A simplified version looks like this:
Shared Base Layer
- shared staging models
- shared business logic
- governed common marts
Tenant Overlay Layer
- selected overrides
- tenant-specific extensions
- downstream custom models
Platform Guardrails
- naming conventions
- schema routing
- tests and validation
- dependency documentation
- review standards
This design keeps common logic centralized while still giving downstream teams a safe place to customize what is genuinely tenant-specific.
Why Full Forks Do Not Scale
A full fork feels simple at first. A tenant needs custom logic, so the team copies the project and changes what it needs.
But full forks create hidden maintenance cost. When shared logic changes, every fork needs to receive the fix. When a bug is discovered in a common model, platform teams must reason about which copies have the same bug, which copies have drifted, and which teams now own the variation.
The more successful the platform becomes, the worse this pattern gets.
Forking solves today's customization problem by creating tomorrow's governance problem.
Why Putting Everything Into the Base Layer Also Fails
The opposite extreme is to keep every variation inside the shared base model.
This avoids duplication, but it creates another failure mode: the shared model becomes a maze of tenant-specific conditions. Over time, the base layer stops being a clean representation of common business logic. It becomes a place where every exception lives.
A shared base layer should represent what is truly shared.
Tenant-specific logic should be visible as tenant-specific logic.
The Thin-Overlay Pattern
A thin overlay preserves the base layer while allowing targeted extension.
A tenant overlay project should be small. It should not copy the entire transformation graph. Instead, it should do a few specific things:
- Reference shared base models.
- Override selected models only when necessary.
- Add tenant-specific downstream models.
- Use clear schema or naming conventions.
- Document why an override exists.
- Keep tests close to customized logic.
The overlay is not a second platform. It is a controlled extension point.
That distinction matters. If the overlay becomes a full replacement, the architecture has quietly turned back into a fork.
Metadata-Aware Modeling
Multi-tenant dbt design is not only about SQL reuse. It is also about metadata.
A useful transformation system should make these questions easy to answer:
- Which models are shared?
- Which models are tenant-specific?
- Which tenant models depend on shared base logic?

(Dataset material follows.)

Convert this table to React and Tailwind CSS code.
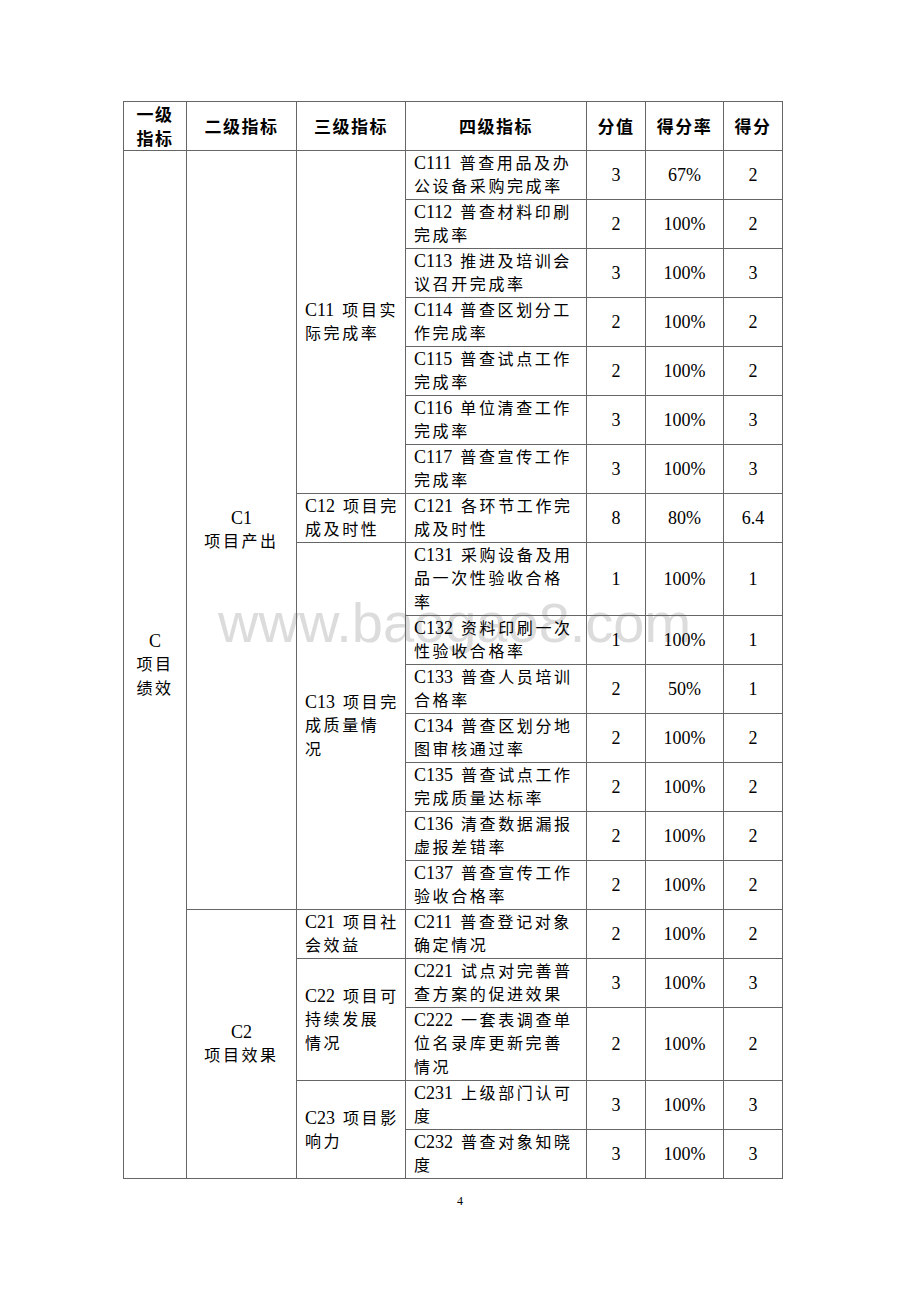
import React from "react";

const SPLIT = /( |[\u3400-\u9fff]+)/;
const CJK = /^[\u3400-\u9fff]+$/;

function Line({ text }) {
  const parts = text.split(SPLIT).filter((p) => p !== "");
  return (
    <div className="h-[24px] whitespace-nowrap leading-[24px]">
      {parts.map((p, i) => {
        if (p === " ") return <span key={i} className="inline-block w-[8px]" />;
        if (CJK.test(p))
          return (
            <span key={i} className="text-[16px] tracking-[2.6px]">
              {p}
            </span>
          );
        return (
          <span key={i} className="text-[18px]">
            {p}
          </span>
        );
      })}
    </div>
  );
}

const data = [
  {
    l2: ["C1", "项目产出"],
    groups: [
      {
        l3: ["C11 项目实", "际完成率"],
        rows: [
          { t: ["C111 普查用品及办", "公设备采购完成率"], v: "3", r: "67%", s: "2" },
          { t: ["C112 普查材料印刷", "完成率"], v: "2", r: "100%", s: "2" },
          { t: ["C113 推进及培训会", "议召开完成率"], v: "3", r: "100%", s: "3" },
          { t: ["C114 普查区划分工", "作完成率"], v: "2", r: "100%", s: "2" },
          { t: ["C115 普查试点工作", "完成率"], v: "2", r: "100%", s: "2" },
          { t: ["C116 单位清查工作", "完成率"], v: "3", r: "100%", s: "3" },
          { t: ["C117 普查宣传工作", "完成率"], v: "3", r: "100%", s: "3" },
        ],
      },
      {
        l3: ["C12 项目完", "成及时性"],
        rows: [{ t: ["C121 各环节工作完", "成及时性"], v: "8", r: "80%", s: "6.4" }],
      },
      {
        l3: ["C13 项目完", "成质量情", "况"],
        rows: [
          { t: ["C131 采购设备及用", "品一次性验收合格", "率"], v: "1", r: "100%", s: "1" },
          { t: ["C132 资料印刷一次", "性验收合格率"], v: "1", r: "100%", s: "1" },
          { t: ["C133 普查人员培训", "合格率"], v: "2", r: "50%", s: "1" },
          { t: ["C134 普查区划分地", "图审核通过率"], v: "2", r: "100%", s: "2" },
          { t: ["C135 普查试点工作", "完成质量达标率"], v: "2", r: "100%", s: "2" },
          { t: ["C136 清查数据漏报", "虚报差错率"], v: "2", r: "100%", s: "2" },
          { t: ["C137 普查宣传工作", "验收合格率"], v: "2", r: "100%", s: "2" },
        ],
      },
    ],
  },
  {
    l2: ["C2", "项目效果"],
    groups: [
      {
        l3: ["C21 项目社", "会效益"],
        rows: [{ t: ["C211 普查登记对象", "确定情况"], v: "2", r: "100%", s: "2" }],
      },
      {
        l3: ["C22 项目可", "持续发展", "情况"],
        rows: [
          { t: ["C221 试点对完善普", "查方案的促进效果"], v: "3", r: "100%", s: "3" },
          { t: ["C222 一套表调查单", "位名录库更新完善", "情况"], v: "2", r: "100%", s: "2" },
        ],
      },
      {
        l3: ["C23 项目影", "响力"],
        rows: [
          { t: ["C231 上级部门认可", "度"], v: "3", r: "100%", s: "3" },
          { t: ["C232 普查对象知晓", "度"], v: "3", r: "100%", s: "3" },
        ],
      },
    ],
  },
];

const B = "border-r border-b border-[#666]";

function Num({ children, w }) {
  return (
    <div className={`${B} ${w} flex items-center justify-center text-[18px] leading-[24px]`}>{children}</div>
  );
}

function DataRow({ row }) {
  const h = row.t.length === 3 ? "h-[73px]" : "h-[49px]";
  return (
    <div className={`flex ${h}`}>
      <div className={`${B} w-[181px] flex flex-col justify-center pl-[8px]`}>
        {row.t.map((l, i) => (
          <Line key={i} text={l} />
        ))}
      </div>
      <Num w="w-[59px]">{row.v}</Num>
      <Num w="w-[78px]">{row.r}</Num>
      <Num w="w-[59px]">{row.s}</Num>
    </div>
  );
}

function Head({ w, children }) {
  return (
    <div
      className={`${B} ${w} flex flex-col items-center justify-center font-['Noto_Sans_CJK_SC',sans-serif] font-bold text-[17px] tracking-[1.5px] leading-[24px]`}
    >
      {children}
    </div>
  );
}

export default function App() {
  return (
    <div className="relative w-[920px] h-[1302px] bg-white pt-[101px] pl-[123px] text-black font-['Liberation_Serif','Noto_Sans_CJK_SC',serif]">
      <div className="absolute left-[218px] top-[595px] font-['Liberation_Sans',sans-serif] text-[56px] leading-none text-[#dcdcdc] whitespace-nowrap pointer-events-none select-none">
        www.baogao8.com
      </div>
      <div className="relative w-[660px] border-t border-l border-[#666]">
        <div className="flex h-[49px]">
          <Head w="w-[63px]">
            <div className="h-[24px]">一级</div>
            <div className="h-[24px]">指标</div>
          </Head>
          <Head w="w-[110px]">二级指标</Head>
          <Head w="w-[109px]">三级指标</Head>
          <Head w="w-[181px]">四级指标</Head>
          <Head w="w-[59px]">分值</Head>
          <Head w="w-[78px]">得分率</Head>
          <Head w="w-[59px]">得分</Head>
        </div>
        <div className="flex">
          <div className={`${B} w-[63px] flex flex-col items-center justify-center`}>
            <Line text="C" />
            <Line text="项目" />
            <Line text="绩效" />
          </div>
          <div className="flex flex-col">
            {data.map((g2, i) => (
              <div key={i} className="flex">
                <div className={`${B} w-[110px] flex flex-col items-center justify-center`}>
                  {g2.l2.map((l, k) => (
                    <Line key={k} text={l} />
                  ))}
                </div>
                <div className="flex flex-col">
                  {g2.groups.map((g3, j) => (
                    <div key={j} className="flex">
                      <div className={`${B} w-[109px] flex flex-col justify-center pl-[8px]`}>
                        {g3.l3.map((l, k) => (
                          <Line key={k} text={l} />
                        ))}
                      </div>
                      <div className="flex flex-col">
                        {g3.rows.map((r, k) => (
                          <DataRow key={k} row={r} />
                        ))}
                      </div>
                    </div>
                  ))}
                </div>
              </div>
            ))}
          </div>
        </div>
      </div>
      <div className="w-[674px] mt-[14px] text-center text-[12px] leading-[16px] font-['Liberation_Serif',serif]">
        4
      </div>
    </div>
  );
}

- Which overrides are intentional?
- Which downstream outputs are safe for analytics users?
- Who owns the customized layer?
Without metadata clarity, even a clean dbt DAG can become operationally confusing.
This is where naming conventions, schema routing, documentation, and dependency visibility become part of the platform design. They are not just style preferences. They are how teams understand and operate the system over time.
Governance Without Blocking Customization
A governed transformation system should not mean every change goes through the platform team.
That does not scale.
The better goal is controlled self-service: downstream teams should be able to extend models safely, while the platform team preserves the shared base layer and review standards.
In practice, the platform should provide:
- A clear base/overlay structure.
- Examples of acceptable overrides.
- A guide for adding tenant-specific models.
- Testing expectations.
- Review rules for changes that affect shared logic.
- Documentation that explains ownership boundaries.
This is where architecture and enablement meet.
A pattern is only useful if other teams can understand and adopt it.
A Practical Design Checklist
When designing a multi-tenant dbt system, these questions are useful:
Shared Logic
- What logic is truly common across tenants?
- Which models should never be copied into tenant projects?
- How will shared fixes propagate?
Tenant Customization
- What kinds of differences are allowed in overlays?
- Should tenants override existing models or only add downstream extensions?
- How are tenant-specific models named and routed?
Governance and Operations
- How are overrides documented?
- Which changes require platform review?
- Can downstream users tell whether a dataset is shared or tenant-specific?
- Can the platform team patch shared logic without chasing uncontrolled forks?
These questions help keep the architecture honest.
The Lesson
The broader lesson is that data platform architecture should make reuse and customization coexist.
A well-designed transformation system is not only technically correct. It should also be teachable, reviewable, and safe for other teams to extend.
For multi-tenant dbt projects, the goal is not to avoid customization. The goal is to avoid uncontrolled customization.
A thin-overlay pattern gives platform teams a practical way to preserve shared business logic, support tenant-specific needs, and reduce long-term model drift.
In that sense, multi-tenant dbt design is as much an enablement problem as it is a modeling problem.